In a nearly three-hour session, an energetic Saxon showed examples of video games old and new, detailed the special requirements of game performance, then talked students through the basics of auditioning, directing them as they worked on game scripts.

Here are some of the pearls of wisdom she passed on:

  • Increasingly, game developers are hiring professional directors. “Twelve years ago, the game developers tended to direct actors themselves, but they’re not directors, they’re game programmers, so they realized there was a person missing: I can provide a bridge between the worlds of gaming and performance.”
  • Actors can be hired as a body double for a famous actor and get to perform during filming for the entire game. The famous actor will then record dialogue in an automated dialogue replacement session to match the double’s performance.
  • The acting space is called a “volume,” not a stage. Actors wear a skintight bodysuit with motion-capture dots on it, as well as a head cap with more dots, a face camera and a microphone. There will be dozens of motion-capture cameras on all four walls of the studio, and they capture the movement of the dots. “It’s a 3-D graph of the performance that you see,” Saxon explained.
  • Additionally, there are usually two camera operators to film the scenes. Their work is merely used as an additional internal reference tool for both the directors and animators.
  • Actors start and end their actions with arms outstretched in a T pose so the cameras can be calibrated to their range of motion. Each action has to start and return in a neutral position so the 3-D figure of dots can be identified on the correct character model.
  • Shooting takes a long time. Shooting four scenes can be a full day’s work in motion capture.
  • There are currently no royalties paid to actors or directors in games. “It’s so complicated,” Saxon said. “There may be 200 animators who would be in line for royalties, too. They have also created the performances.”
  • There are actors who specialize in fighting who may be cast only for that skill — to act as a fight double for a role. However, Saxon will work with a fight director and have the actors perform as many of their own fights as possible.
  • Similarly, back in the voice-over booth, there are actors who get booked for AI (additional barks that are used in-game) because they are good at shouting. Games tend to have a lot of fights and therefore require high adrenaline shouts.
  • Dexterity on the microphone is important. “Take notes quickly and have discipline,” she instructed the students. “No rustling in the booth. Come wearing soft stuff and take off jewelry.”
  • Ask the casting director whether the other actors’ voices have been recorded first. If so, “work off them,” she advised, instead of playing off someone in the casting room reading from a script.
  • Due to industry secrecy, you may be given a fake script at auditions. In fact, Saxon said, actors may even be told they are auditioning for a film, and only when they are offered the job will they be told the project is a video game.
  • Some games are branching out from their violent past and with a rise of “indie” games, some are offering very different experiences. “In the game Everybody’s Gone to the Rapture, for example, you don’t kill anyone,” she said. “You sort of investigate.”
  • An “open world” game is where players can move where they want. These will often offer lots of casting opportunities, as all the worlds need to be filled. For example, Saxon was lead director of the open world game Witcher 3, which had a 50-hour main storyline, with 950 characters. The script ran to 450,000 words.

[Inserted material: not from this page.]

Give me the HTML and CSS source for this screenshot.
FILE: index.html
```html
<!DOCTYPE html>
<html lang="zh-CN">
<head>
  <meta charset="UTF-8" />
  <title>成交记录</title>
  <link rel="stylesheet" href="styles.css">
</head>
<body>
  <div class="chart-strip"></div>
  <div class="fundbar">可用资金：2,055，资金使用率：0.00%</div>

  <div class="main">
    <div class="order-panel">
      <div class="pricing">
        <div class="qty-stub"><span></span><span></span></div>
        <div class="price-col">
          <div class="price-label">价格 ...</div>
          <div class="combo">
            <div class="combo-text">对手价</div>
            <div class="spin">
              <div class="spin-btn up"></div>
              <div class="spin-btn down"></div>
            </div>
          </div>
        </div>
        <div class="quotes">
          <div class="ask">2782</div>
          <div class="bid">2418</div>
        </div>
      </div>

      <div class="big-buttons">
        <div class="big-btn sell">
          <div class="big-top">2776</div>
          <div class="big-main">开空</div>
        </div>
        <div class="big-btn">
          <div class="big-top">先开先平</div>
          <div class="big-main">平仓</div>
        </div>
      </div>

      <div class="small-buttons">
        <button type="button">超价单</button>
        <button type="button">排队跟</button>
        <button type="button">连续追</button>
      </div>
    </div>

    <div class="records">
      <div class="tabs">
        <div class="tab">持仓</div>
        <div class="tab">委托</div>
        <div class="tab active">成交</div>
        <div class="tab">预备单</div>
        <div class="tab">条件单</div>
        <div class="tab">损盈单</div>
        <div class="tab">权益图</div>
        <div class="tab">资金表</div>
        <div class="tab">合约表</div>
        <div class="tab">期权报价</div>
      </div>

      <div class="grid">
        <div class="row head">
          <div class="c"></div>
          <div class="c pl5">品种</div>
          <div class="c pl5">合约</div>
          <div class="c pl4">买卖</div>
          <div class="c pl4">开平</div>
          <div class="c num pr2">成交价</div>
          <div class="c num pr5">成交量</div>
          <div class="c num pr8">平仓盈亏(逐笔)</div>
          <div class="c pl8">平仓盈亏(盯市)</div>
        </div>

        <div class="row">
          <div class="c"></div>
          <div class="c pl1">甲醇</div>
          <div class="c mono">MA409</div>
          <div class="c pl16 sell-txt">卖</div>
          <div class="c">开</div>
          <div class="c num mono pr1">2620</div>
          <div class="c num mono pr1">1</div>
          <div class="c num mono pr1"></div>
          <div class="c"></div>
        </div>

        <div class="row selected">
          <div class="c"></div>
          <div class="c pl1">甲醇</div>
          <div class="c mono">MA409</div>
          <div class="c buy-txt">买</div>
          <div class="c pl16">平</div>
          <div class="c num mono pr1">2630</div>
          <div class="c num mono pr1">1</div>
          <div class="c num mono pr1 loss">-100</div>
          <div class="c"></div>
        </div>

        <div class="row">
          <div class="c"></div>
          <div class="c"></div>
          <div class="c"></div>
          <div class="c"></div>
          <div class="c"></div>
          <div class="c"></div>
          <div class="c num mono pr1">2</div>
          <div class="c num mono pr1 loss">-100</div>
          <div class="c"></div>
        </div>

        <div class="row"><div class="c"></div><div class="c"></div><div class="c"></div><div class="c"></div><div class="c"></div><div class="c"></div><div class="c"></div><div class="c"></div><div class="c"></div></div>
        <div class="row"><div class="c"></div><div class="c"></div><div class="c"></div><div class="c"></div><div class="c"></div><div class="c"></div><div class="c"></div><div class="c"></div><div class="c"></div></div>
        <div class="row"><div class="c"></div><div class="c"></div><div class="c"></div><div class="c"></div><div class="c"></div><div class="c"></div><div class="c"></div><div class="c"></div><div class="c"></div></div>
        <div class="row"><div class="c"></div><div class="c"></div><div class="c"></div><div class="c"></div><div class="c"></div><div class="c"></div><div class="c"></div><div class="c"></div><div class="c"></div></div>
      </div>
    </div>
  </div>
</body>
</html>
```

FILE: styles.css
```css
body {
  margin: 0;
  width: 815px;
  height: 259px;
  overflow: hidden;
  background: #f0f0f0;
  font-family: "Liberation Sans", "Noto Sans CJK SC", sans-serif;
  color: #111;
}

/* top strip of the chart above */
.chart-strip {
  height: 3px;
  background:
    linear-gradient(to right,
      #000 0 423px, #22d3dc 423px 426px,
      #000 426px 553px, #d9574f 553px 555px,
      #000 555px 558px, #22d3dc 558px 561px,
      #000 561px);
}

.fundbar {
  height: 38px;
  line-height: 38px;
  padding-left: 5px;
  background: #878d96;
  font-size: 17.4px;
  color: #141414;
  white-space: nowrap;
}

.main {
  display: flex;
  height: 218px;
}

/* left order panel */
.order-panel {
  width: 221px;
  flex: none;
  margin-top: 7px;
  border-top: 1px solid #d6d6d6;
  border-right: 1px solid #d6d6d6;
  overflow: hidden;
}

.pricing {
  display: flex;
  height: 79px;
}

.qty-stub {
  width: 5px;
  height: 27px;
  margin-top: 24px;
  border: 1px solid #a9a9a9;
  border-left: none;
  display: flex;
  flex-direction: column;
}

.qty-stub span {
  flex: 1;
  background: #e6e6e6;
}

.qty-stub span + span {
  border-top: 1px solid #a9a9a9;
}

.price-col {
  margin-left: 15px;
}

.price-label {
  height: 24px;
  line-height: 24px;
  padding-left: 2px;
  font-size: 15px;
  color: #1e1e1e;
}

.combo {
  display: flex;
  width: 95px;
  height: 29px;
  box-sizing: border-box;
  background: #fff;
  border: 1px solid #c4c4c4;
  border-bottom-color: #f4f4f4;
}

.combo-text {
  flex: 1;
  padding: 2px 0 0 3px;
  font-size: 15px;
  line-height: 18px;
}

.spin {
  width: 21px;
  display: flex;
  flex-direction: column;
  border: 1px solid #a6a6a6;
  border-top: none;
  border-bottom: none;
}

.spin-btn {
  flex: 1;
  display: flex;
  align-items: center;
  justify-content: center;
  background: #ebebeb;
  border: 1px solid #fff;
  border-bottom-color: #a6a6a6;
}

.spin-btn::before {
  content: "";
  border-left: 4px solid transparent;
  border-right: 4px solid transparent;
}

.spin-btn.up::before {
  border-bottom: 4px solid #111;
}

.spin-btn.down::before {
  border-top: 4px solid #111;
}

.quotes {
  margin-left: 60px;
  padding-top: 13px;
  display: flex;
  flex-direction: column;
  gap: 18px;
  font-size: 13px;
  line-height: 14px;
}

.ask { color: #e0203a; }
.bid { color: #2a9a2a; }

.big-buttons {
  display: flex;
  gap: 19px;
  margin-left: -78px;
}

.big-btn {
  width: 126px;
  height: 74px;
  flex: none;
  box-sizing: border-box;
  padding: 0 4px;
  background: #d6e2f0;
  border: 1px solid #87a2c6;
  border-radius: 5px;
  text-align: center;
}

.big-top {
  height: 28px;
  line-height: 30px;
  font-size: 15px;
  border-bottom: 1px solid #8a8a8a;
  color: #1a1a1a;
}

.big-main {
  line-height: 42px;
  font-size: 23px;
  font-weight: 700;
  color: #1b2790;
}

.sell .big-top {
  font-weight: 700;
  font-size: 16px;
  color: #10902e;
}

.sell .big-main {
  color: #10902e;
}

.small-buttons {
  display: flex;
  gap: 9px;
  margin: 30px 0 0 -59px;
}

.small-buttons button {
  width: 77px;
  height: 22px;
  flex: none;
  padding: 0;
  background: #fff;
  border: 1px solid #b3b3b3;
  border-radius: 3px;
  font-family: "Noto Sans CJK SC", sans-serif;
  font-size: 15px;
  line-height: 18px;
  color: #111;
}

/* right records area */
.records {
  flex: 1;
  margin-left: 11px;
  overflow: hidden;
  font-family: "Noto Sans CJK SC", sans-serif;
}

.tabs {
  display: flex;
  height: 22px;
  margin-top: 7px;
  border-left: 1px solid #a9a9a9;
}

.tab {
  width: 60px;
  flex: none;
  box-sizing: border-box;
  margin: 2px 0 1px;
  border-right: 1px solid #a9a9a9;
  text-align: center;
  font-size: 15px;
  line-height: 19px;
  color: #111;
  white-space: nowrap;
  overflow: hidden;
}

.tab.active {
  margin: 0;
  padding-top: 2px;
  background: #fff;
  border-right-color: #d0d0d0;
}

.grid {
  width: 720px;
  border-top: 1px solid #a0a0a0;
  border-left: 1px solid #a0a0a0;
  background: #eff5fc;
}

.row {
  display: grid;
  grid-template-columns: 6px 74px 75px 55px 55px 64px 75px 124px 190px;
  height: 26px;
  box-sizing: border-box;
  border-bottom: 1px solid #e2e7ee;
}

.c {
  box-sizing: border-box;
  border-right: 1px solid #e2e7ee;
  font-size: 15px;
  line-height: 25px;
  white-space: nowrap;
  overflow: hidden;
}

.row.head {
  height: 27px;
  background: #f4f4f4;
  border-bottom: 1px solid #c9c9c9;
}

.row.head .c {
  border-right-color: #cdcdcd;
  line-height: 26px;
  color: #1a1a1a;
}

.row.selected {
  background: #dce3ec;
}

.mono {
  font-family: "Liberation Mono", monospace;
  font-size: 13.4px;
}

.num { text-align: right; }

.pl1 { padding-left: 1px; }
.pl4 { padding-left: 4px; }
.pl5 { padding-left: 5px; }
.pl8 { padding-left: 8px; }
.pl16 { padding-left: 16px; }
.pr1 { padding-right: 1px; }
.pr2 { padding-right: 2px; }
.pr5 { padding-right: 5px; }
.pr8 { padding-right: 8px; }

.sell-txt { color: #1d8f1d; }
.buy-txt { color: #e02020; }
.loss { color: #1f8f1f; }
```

When Saxon passed out sample scripts, she showed students the jargon, abbreviations and formatting that make game scripts different from television and film scripts. Quickly, she had them read lines as she gave specific feedback.

“Hate him more than that. I don’t quite believe you yet.”

“It’s less about the sound of the word and more about what your character wants.”

“Just think about the integrity of the performance, not that it is for a game.” Kate Saxon

“Keep the venom and level of attack.”

“Now do that again without winding down at the end.”

It was all new to the actors, who responded with enthusiasm and commitment both to her direction and to her lifting the veil on this world of opportunity.

Saxon left the actors with one last bit of advice.

“Just think about the integrity of the performance,” she said, “not that it is for a game.”